** Start GIVEN RECORDS **

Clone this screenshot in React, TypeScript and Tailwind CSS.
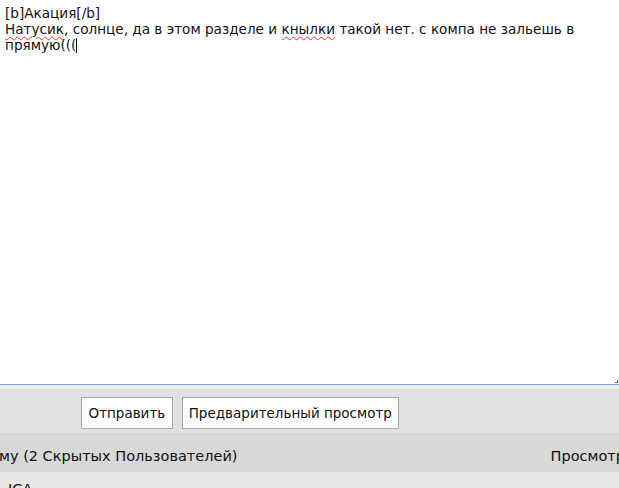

** End GIVEN RECORDS **
** Start GIVEN RECORDS **

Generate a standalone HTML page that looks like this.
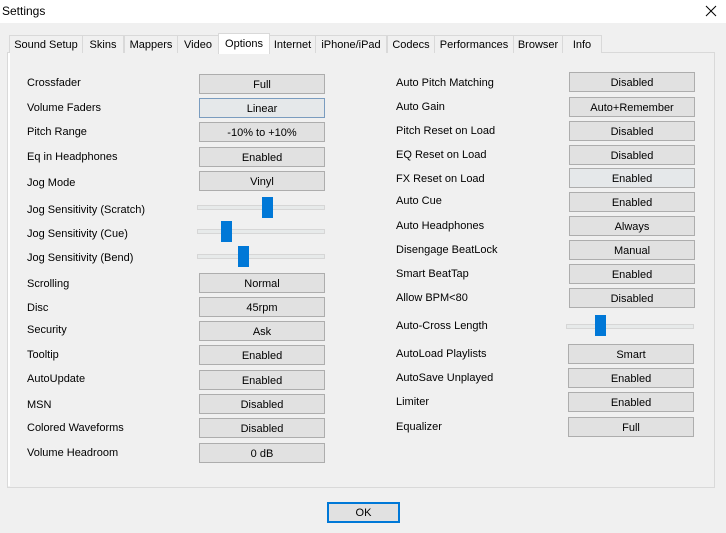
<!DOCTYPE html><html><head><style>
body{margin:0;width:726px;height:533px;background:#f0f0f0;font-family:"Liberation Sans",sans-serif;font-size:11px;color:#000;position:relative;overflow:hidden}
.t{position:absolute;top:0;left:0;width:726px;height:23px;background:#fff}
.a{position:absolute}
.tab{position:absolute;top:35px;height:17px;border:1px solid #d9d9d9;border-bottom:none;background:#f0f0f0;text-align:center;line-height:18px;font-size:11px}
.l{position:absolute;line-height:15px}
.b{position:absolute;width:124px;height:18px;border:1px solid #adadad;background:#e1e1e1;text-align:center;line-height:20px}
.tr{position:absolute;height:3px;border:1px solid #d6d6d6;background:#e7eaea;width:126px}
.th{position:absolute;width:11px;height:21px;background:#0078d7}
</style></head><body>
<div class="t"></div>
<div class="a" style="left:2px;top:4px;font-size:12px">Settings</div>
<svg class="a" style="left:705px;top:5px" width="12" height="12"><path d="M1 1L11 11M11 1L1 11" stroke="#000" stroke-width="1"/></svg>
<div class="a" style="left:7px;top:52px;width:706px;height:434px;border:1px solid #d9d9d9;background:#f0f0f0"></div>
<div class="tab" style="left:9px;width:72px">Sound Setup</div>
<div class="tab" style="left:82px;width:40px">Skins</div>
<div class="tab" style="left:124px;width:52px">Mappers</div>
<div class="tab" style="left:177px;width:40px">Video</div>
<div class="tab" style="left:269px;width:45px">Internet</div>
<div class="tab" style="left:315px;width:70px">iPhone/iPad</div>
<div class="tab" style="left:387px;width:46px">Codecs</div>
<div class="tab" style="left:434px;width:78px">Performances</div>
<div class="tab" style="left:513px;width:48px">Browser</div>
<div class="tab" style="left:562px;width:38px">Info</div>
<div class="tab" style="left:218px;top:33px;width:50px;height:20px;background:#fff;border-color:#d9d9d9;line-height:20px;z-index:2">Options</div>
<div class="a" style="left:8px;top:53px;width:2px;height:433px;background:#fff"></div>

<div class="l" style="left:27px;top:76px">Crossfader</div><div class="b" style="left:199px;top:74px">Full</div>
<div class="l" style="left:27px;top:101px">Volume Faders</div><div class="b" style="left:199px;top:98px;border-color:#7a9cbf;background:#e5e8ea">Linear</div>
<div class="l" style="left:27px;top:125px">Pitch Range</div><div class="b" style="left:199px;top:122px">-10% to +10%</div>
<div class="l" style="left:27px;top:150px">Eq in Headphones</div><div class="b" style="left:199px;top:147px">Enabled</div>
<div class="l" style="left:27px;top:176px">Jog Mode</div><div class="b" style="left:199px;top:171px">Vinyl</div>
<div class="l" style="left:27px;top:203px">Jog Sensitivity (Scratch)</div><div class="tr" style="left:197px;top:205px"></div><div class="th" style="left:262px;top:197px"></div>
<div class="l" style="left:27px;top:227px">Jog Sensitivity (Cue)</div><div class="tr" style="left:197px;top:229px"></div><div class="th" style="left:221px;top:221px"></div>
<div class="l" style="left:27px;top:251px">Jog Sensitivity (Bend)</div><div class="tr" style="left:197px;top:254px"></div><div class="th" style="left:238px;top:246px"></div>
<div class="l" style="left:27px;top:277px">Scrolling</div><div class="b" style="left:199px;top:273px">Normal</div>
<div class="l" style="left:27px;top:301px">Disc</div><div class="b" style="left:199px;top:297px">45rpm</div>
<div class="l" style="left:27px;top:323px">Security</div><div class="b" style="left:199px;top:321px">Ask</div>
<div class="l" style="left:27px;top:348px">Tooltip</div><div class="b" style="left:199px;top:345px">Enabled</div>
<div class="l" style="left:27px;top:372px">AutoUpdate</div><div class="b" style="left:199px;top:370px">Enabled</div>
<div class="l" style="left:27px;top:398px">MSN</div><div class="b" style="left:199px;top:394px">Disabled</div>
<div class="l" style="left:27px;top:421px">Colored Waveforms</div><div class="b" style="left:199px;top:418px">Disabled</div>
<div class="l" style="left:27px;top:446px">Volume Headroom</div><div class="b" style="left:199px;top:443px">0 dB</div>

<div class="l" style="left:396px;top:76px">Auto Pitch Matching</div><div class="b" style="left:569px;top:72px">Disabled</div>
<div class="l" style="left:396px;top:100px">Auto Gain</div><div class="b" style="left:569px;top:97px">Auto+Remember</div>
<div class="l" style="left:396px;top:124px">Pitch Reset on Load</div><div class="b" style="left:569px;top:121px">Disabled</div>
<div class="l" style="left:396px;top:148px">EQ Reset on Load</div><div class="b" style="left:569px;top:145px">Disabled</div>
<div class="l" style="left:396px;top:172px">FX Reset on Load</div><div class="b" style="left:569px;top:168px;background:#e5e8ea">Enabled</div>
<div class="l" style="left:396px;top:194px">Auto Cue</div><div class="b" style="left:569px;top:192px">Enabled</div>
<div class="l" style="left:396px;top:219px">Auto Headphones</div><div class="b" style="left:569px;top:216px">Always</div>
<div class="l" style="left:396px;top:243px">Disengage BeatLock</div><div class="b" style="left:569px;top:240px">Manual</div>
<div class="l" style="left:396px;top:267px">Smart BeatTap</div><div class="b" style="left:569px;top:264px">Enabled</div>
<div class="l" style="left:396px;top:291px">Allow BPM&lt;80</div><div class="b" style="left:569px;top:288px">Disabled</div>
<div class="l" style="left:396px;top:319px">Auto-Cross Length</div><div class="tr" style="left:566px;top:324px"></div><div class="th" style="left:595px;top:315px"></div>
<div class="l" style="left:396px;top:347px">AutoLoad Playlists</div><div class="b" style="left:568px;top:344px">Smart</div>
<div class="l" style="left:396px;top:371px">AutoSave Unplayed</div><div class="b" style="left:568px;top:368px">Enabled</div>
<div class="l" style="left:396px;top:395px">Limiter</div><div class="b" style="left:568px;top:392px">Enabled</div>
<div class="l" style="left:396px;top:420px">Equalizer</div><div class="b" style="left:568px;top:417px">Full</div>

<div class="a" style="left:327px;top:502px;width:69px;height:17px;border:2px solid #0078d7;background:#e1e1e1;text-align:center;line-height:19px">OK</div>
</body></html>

** End GIVEN RECORDS **

--- WHAT TO WORK ON ---
Identify and copy all lines with the word "this".

--- CORRECT ANSWER ---
Clone this screenshot in React, TypeScript and Tailwind CSS.
Generate a standalone HTML page that looks like this.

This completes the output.